This goes back to my point that the MADV_HUGEPAGE hint should not make
promises about locality and that introducing MADV_LOCAL for specialised
libraries may be more appropriate with the initial semantic being how it
treats MADV_HUGEPAGE regions.

> To make a case that we should fault hugepages remotely as fallback, either 
> for non-MADV_HUGEPAGE users who do not use direct compaction, or 
> MADV_HUGEPAGE users who use direct compaction, we need numbers that 
> suggest there is a performance benefit in terms of access latency to 
> suggest that it is better; this is especially the case when the fault 
> latency is 40% higher.  On Haswell, Naples, and Rome, it is quite obvious 
> that this patch works much harder to fault memory remotely that incurs a 
> substantial performance penalty when it fails and in the cases where it 
> succeeds we have much worse access latency.
> 
> For users who bind their applications to a subset of cores on a NUMA node, 
> fallback is egregious: we are guaranteed to never have local access 
> latency and in the case when the local node is fragmented and remote 
> memory is not our fault latency goes through the roof when local native 
> pages would have been much better.
> 
> I've brought numbers on how poor this patch performs, so I'm asking for a 
> rebuttal that suggests it is better on some platforms.  (1) On what 
> platforms is it better to fault remote hugepages over local native pages?  
> (2) What is the fault latency increase when remote nodes are fragmented as 
> well?
> 

On the flip side, we've also heard how some other applications are
adversely affected such as virtual machine start-ups.

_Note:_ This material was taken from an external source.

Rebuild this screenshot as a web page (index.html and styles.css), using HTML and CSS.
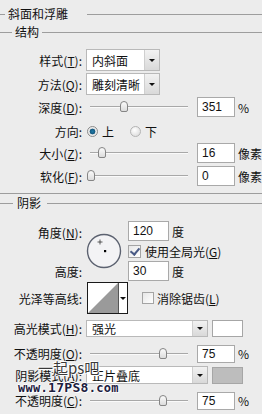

What you're asking for asking is an astonishing amount of work --
a multi platform study against a wide variety of workloads with the
addition that some test should be able to start in a fragmented state
that is reproducible.

What is being asked of you is to consider introducing a new madvise hint and
having MADV_HUGEPAGE being about huge pages and introducing a new hint that
is hinting about locality without the strictness of memory binding. That
is significantly more tractable and you also presumably have access to
a reasonable reproduction cases even though I doubt you can release it.

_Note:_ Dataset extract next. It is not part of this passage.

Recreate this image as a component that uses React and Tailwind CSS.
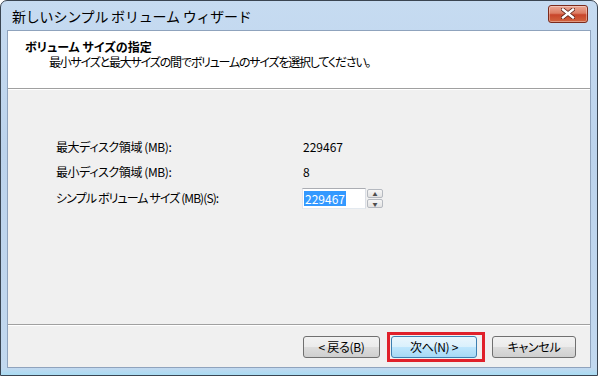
import React from "react";

const font = { fontFamily: '"Noto Sans CJK JP", "Noto Sans", sans-serif' };

function WinButton({ children, primary, width }) {
  return (
    <div
      className={[
        "flex h-[22px] shrink-0 items-center justify-center rounded-[3px] border text-[12px] leading-none tracking-[-0.3px] text-black",
        width,
        primary
          ? "border-[#3c7fb1] bg-[linear-gradient(#eaf6fd_0%,#d9f0fc_50%,#bee6fd_50%,#a7d9f5_100%)]"
          : "border-[#707070] bg-[linear-gradient(#f2f2f2_0%,#ebebeb_50%,#dddddd_50%,#cfcfcf_100%)]",
      ].join(" ")}
    >
      {children}
    </div>
  );
}

function Spinner() {
  return (
    <div className="ml-[1px] flex flex-col gap-[1px]">
      {["▲", "▼"].map((g) => (
        <div
          key={g}
          className="flex h-[9px] w-[16px] items-center justify-center rounded-[2px] border border-[#b5b9c0] bg-[linear-gradient(#f6f6f6,#e2e2e2)] text-[5px] leading-none text-[#4d4d4d]"
        >
          {g}
        </div>
      ))}
    </div>
  );
}

export default function App() {
  return (
    <div className="h-[376px] w-[598px] overflow-hidden bg-white" style={font}>
      <div className="flex h-full w-full flex-col rounded-t-[7px] border border-[#3a4552] bg-[linear-gradient(#c6dbf1,#bcd3ec_40%,#c2d8ef)]">
        {/* title bar */}
        <div className="flex h-[29px] shrink-0 items-center justify-between pl-[11px] pr-[9px]">
          <span className="mt-[1px] text-[14px] tracking-[-0.2px] text-black">新しいシンプル ボリューム ウィザード</span>
          <div className="mt-[-4px] flex h-[18px] w-[40px] items-center justify-center rounded-[3px] border border-[#7b2a1c] bg-[linear-gradient(#eba794_0%,#dd7d64_45%,#c8452b_55%,#d2643e_100%)] shadow-[inset_0_0_0_1px_rgba(255,255,255,0.35)]">
            <svg width="14" height="11" viewBox="0 0 14 11">
              <path d="M2 1.5 L12 9.5 M12 1.5 L2 9.5" stroke="#5a2016" strokeWidth="4" strokeLinecap="square" />
              <path d="M2 1.5 L12 9.5 M12 1.5 L2 9.5" stroke="#ffffff" strokeWidth="2.4" strokeLinecap="square" />
            </svg>
          </div>
        </div>

        {/* client area */}
        <div className="mx-[6px] flex flex-1 flex-col border border-[#8fa3bd] bg-[#f0f0f0] [font-feature-settings:'palt']">
          <div className="h-[57px] shrink-0 bg-white pl-[17px] pt-[8px]">
            <div className="text-[12px] font-bold leading-[15px] text-black">ボリューム サイズの指定</div>
            <div className="pl-[24px] text-[12px] leading-[15px] tracking-[-1.2px] text-black">
              最小サイズと最大サイズの間でボリュームのサイズを選択してください。
            </div>
          </div>
          <div className="h-[1px] shrink-0 bg-[#a0a0a0]" />
          <div className="h-[1px] shrink-0 bg-white" />

          <div className="flex flex-1 flex-col pl-[48px] pt-[44px] text-[12px] text-black">
            <div className="flex h-[25px] items-center">
              <span className="w-[247px] tracking-[-0.4px]">最大ディスク領域 (MB):</span>
              <span>229467</span>
            </div>
            <div className="flex h-[25px] items-center">
              <span className="w-[247px] tracking-[-0.4px]">最小ディスク領域 (MB):</span>
              <span>8</span>
            </div>
            <div className="mt-[3px] flex h-[22px] items-center">
              <span className="w-[246px] tracking-[-0.9px]">シンプル ボリューム サイズ (MB)(S):</span>
              <div className="flex items-center">
                <div className="flex h-[21px] w-[64px] items-center border border-[#abadb3] border-l-[#e2e3ea] border-b-[#e3e9ef] border-r-[#dbdfe6] bg-white pl-[1px]">
                  <span className="bg-[#3399ff] px-[1px] leading-[15px] text-white">229467</span>
                </div>
                <Spinner />
              </div>
            </div>
          </div>

          <div className="h-[1px] shrink-0 bg-[#a0a0a0]" />
          <div className="h-[1px] shrink-0 bg-white" />
          <div className="flex h-[41px] shrink-0 items-center justify-end pr-[14px]">
            <WinButton width="w-[77px]">&lt; 戻る(B)</WinButton>
            <div className="mx-[7px] shrink-0 border-[3px] border-[#e0202a] py-[1px] pl-[1px] pr-[5px]">
              <WinButton primary width="w-[86px]">次へ(N) &gt;</WinButton>
            </div>
            <WinButton width="w-[84px]">キャンセル</WinButton>
          </div>
        </div>
        <div className="h-[7px] shrink-0 bg-[linear-gradient(#c2d8ef,#a9dcf3)]" />
      </div>
    </div>
  );
}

> > Like Mel said, your app just happens to fit in a local node, if the
> > user of the lib is slightly different and allocates 16G on a system
> > where each node is 4G, the post-fix MADV_HUGEPAGE will perform
> > extremely better also for the lib user.
> > 
> 
> It won't if the remote memory is fragmented; the patch is premised on the 
> argument that remote memory is never fragmented or under memory pressure 
> otherwise it is multiplying the fault latency by the number of nodes.  
> Sure, creating test cases where the local node is under heavy memory 
> pressure yet remote nodes are mostly free will minimize the impact this 
> has on fault latency.  It still is a substantial increase, as I've 
> measured on Haswell, but the access latency forever is the penalty.  This 
> patch cannot make access to remote memory faster.
> 

Indeed not but remote costs are highly platform dependant so decisions
made for haswell are not necessarily justified on EPYC or any later Intel
processor either. Because these goalposts will keep changing, I think
it's better to have more clearly defined madvise hints and rely less on
implementation details that are subject to change. Otherwise we will get
stuck in an endless debate about "is workload X more important than Y"?

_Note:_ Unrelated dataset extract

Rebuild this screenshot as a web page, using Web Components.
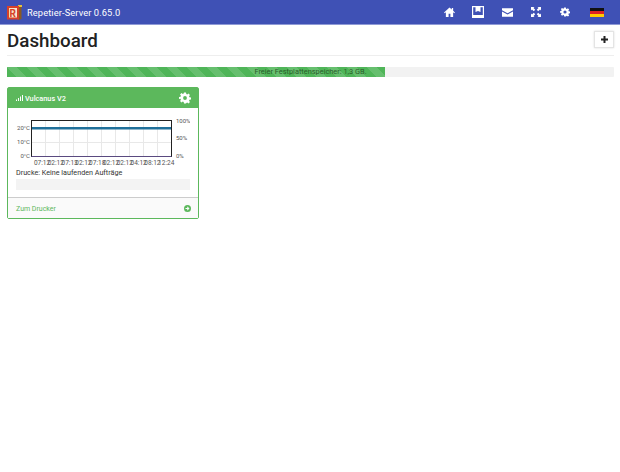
<!DOCTYPE html>
<html><head><meta charset="utf-8"><style>html,body{margin:0;background:#fff;font-family:Roboto,"Liberation Sans",sans-serif}</style></head>
<body>
<app-nav></app-nav>
<app-page>
  <page-head title="Dashboard"></page-head>
  <disk-bar>Freier Festplattenspeicher: 1,3 GB.</disk-bar>
  <printer-card name="Vulcanus V2"></printer-card>
</app-page>
<script>
function def(n,html){customElements.define(n,class extends HTMLElement{connectedCallback(){if(this.shadowRoot)return;const s=this.attachShadow({mode:'open'});s.innerHTML=typeof html==='function'?html(this):html;}});}
const gear='<path fill="currentColor" d="M12 8.2A3.8 3.8 0 1 0 12 15.8 3.8 3.8 0 0 0 12 8.200ZM10 1h4l.6 3.100 1.800.8 2.700-1.800 2.800 2.800-1.800 2.700.8 1.800 3.100.6v4l-3.100.6-.8 1.800 1.800 2.700-2.800 2.800-2.700-1.800-1.800.8L14 23h-4l-.6-3.100-1.800-.8-2.700 1.800-2.800-2.800 1.800-2.700-.8-1.800L0 14v-4l3.100-.6.8-1.800L2.100 4.900l2.800-2.800 2.700 1.800 1.800-.8z" fill-rule="evenodd"/>';
def('app-nav',`<style>:host{display:flex;align-items:center;height:24px;background:#3f51b5;border-bottom:1px solid #8f9ad6;color:#fff;font-size:9.300px;padding:0 5.500px 0 7px}
.logo{width:15px;height:15px;margin-right:5px;flex:none}.t{flex:1;letter-spacing:.1px}.i{display:flex;align-items:center;gap:0}
.i span{width:29px;display:flex;justify-content:center;align-items:center}svg{display:block}</style>
<svg class="logo" viewBox="0 0 15 15"><path fill="#8a5a22" d="M11 1h3.500v13l-3.500 1z"/><path fill="#e8c23a" d="M11 0h4v2h-4z"/><rect x="0" y="1" width="12" height="13.500" fill="#d7412a"/><rect x="2" y="3" width="8" height="9.500" fill="#f6e6c8"/><text x="2.500" y="11.500" font-size="10" font-weight="700" fill="#d7412a" font-family="Roboto">R</text></svg>
<div class="t">Repetier-Server 0.65.0</div><div class="i">
<span><svg width="11" height="10" viewBox="0 0 24 22"><path fill="#fff" d="M12 1 0 12l1.500 1.500L4 11.300V22h6v-7h4v7h6V11.300l2.500 2.200L24 12l-4-3.600V2h-3v3.700z"/></svg></span>
<span><svg width="12" height="12" viewBox="0 0 12 12"><path fill="none" stroke="#fff" stroke-width="1.200" d="M.6.6h10.800v10.800H.6z"/><path fill="#fff" d="M3.500 1h5v5l-2.500-1-2.500 1zM1 9h10v2.500H1z"/></svg></span>
<span><svg width="11" height="9" viewBox="0 0 22 17"><path fill="#fff" d="M0 0h22v4l-11 6L0 4zM0 6.500l11 6 11-6V17H0z"/></svg></span>
<span><svg width="10" height="10" viewBox="0 0 20 20"><path fill="#fff" d="M0 0h7L5 2l3.500 3.500-3 3L2 5 0 7zM20 0v7l-2-2-3.500 3.500-3-3L15 2l-2-2zM0 20v-7l2 2 3.500-3.500 3 3L5 18l2 2zM20 20h-7l2-2-3.500-3.500 3-3L18 15l2-2z"/></svg></span>
<span style="color:#fff"><svg width="10" height="10" viewBox="0 0 24 24">${gear}</svg></span>
<span style="width:35px"><svg width="14" height="9" viewBox="0 0 14 9"><rect width="14" height="3" fill="#111"/><rect y="3" width="14" height="3" fill="#d22"/><rect y="6" width="14" height="3" fill="#fc0"/></svg></span>
</div>`);
def('app-page',`<style>:host{display:block;padding:0 6px 0 7px}</style><slot></slot>`);
def('page-head',h=>`<style>:host{display:flex;justify-content:space-between;height:30px;border-bottom:1px solid #eee;color:#222;align-items:flex-start}
h1{margin:0;font:500 18.800px/32px Roboto,sans-serif}
button{all:unset;box-sizing:border-box;width:20px;height:17px;margin-top:6px;border:1px solid #e4e4e4;box-shadow:0 0 2px #ddd;display:flex;align-items:center;justify-content:center}
svg{display:block}</style><h1>${h.getAttribute('title')}</h1><button aria-label="Add"><svg width="7" height="7" viewBox="0 0 7 7"><path fill="#222" d="M2.500 0h2v2.500H7v2H4.500V7h-2V4.500H0v-2h2.500z"/></svg></button>`);
def('disk-bar',`<style>:host{display:block;position:relative;margin-top:11px;height:10px;background:#f2f2f2;border-radius:1px;font-size:7.400px;line-height:10px;color:#2c5c2c;text-align:center}
.f{position:absolute;left:0;top:0;width:62.300%;height:100%;background:#4fb558;background-image:linear-gradient(45deg,rgba(255,255,255,.13) 25%,transparent 25%,transparent 50%,rgba(255,255,255,.13) 50%,rgba(255,255,255,.13) 75%,transparent 75%);background-size:20px 20px}
.x{position:relative}</style>
<div class="f"></div><div class="x"><slot></slot></div>`);
const xs=[0,1,2,3,4,5,6,7,8,9];
const labels=['07:12','02:12','07:13','02:12','07:18','02:12','02:12','04:12','08:12','12:24'];
def('printer-card',h=>`<style>:host{display:block;width:190px;margin-top:10px;border:1px solid #5cb85c;border-radius:2px;font-size:7.200px;color:#333}
.h{display:flex;align-items:center;justify-content:space-between;height:20px;background:#5cb85c;color:#fff;padding:0 7px 0 8px;font-size:7.300px;font-weight:500}
.n{display:flex;align-items:center;gap:2px}
.b{padding:8px 8px 7px 8px}
svg{display:block}svg text{font-family:Roboto,sans-serif}
.lab{font-size:7.200px;color:#333;line-height:12px}
.bar{height:11px;background:#f3f3f3}
.f{display:flex;align-items:center;justify-content:space-between;height:21px;border-top:1px solid #ccc;background:#fafafa;color:#5cb85c;padding:1px 7px 0 8px;font-size:7px;box-sizing:border-box}</style>
<div class="h"><span class="n"><svg width="7" height="6" viewBox="0 0 7 6"><path fill="#fff" d="M0 4.500h1V6H0zM2 3h1v3H2zM4 1.500h1V6H4zM6 0h1v6H6z"/></svg>${h.getAttribute('name')}</span><svg width="12" height="12" viewBox="0 0 24 24" style="color:#fff">${gear}</svg></div>
<div class="b"><svg width="174" height="51" viewBox="0 -3 174 51">
<g stroke="#e8e8e8" stroke-width="1">${xs.map(i=>`<line x1="${15.500+14*(i+1)}" x2="${15.500+14*(i+1)}" y1="1" y2="37"/>`).join('')}<line x1="15" x2="156" y1="23.500" y2="23.500"/></g>
<rect x="15.500" y="1.500" width="140" height="36" fill="none" stroke="#222"/>
<line x1="15.500" x2="155.500" y1="37.500" y2="37.500" stroke="#5a4a80"/>
<rect x="16" y="8" width="139" height="2.500" fill="#20709a"/>
<g font-size="6" fill="#555" text-anchor="end"><text x="14" y="11">20°C</text><text x="14" y="25">10°C</text><text x="14" y="39">0°C</text></g>
<g font-size="6" fill="#555"><text x="160" y="3.500">100%</text><text x="160" y="21">50%</text><text x="160" y="39">0%</text></g>
<g font-size="6.500" fill="#555" text-anchor="middle">${labels.map((l,i)=>`<text x="${26+i*13.800}" y="45.500">${l}</text>`).join('')}</g>
</svg>
<div class="lab">Drucke: Keine laufenden Aufträge</div><div class="bar"></div></div>
<div class="f"><span>Zum Drucker</span><svg width="7" height="7" viewBox="0 0 14 14"><path fill="#5cb85c" fill-rule="evenodd" d="M7 0a7 7 0 1 0 0 14A7 7 0 0 0 7 0zM7 3l4 4-4 4-1.300-1.300L7.500 8H3V6h4.500L5.700 4.300z"/></svg></div>`);
</script>
</body></html>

No doubt this patch will have problems but it treats MADV_HUGEPAGE as a
more stricter hint that huge pages are desirable.

> > <SNIP>
> >
> > I'm still unconvinced about the __GFP_NORETRY arguments because I
> > tried it already. However if you send a patch that fixes everything by
> > only adding __GFP_NORETRY in every place you wish, I'd be glad to test
> > it and verify if it actually solves the problem. Also note:
> > 
> > +#define __GFP_ONLY_COMPACT     ((__force gfp_t)(___GFP_NORETRY | \
> > +                                                ___GFP_ONLY_COMPACT))
> > 
> > If ___GFP_NORETRY would have been enough __GFP_ONLY_COMPACT would have
> > defined to ___GFP_NORETRY alone. When I figured it wasn't enough I
> > added ___GFP_ONLY_COMPACT to retain the __GFP_THISNODE in the only
> > place it's safe to retain it (i.e. compaction).
> > 
> 
> We don't need __GFP_NORETRY anymore with this, it wouldn't be useful to 
> continually compact memory in isolation if it already has failed.  It 
> seems strange to be using __GFP_DIRECT_RECLAIM | __GFP_ONLY_COMPACT, 
> though, as I assume this would evolve into.
> 
> Are there any other proposed users for __GFP_ONLY_COMPACT beyond thp 
> allocations?  If not, we should just save the gfp bit and encode the logic 
> directly into the page allocator.
> 
> Would you support this?

I don't think it's necessarily bad but it cannot distinguish between
THP and hugetlbfs. Hugetlbfs users are typically more willing to accept
high overheads as they may be required for the application to function.
That's probably fixable but will still leave us in the state where
MADV_HUGEPAGE is also a hint about locality. It'd still be interesting
to hear if it fixes the VM initialisation issue but do note that if this
patch is used as a replacement that hugetlbfs users may complain down
the line.

-- 
Mel Gorman
SUSE Labs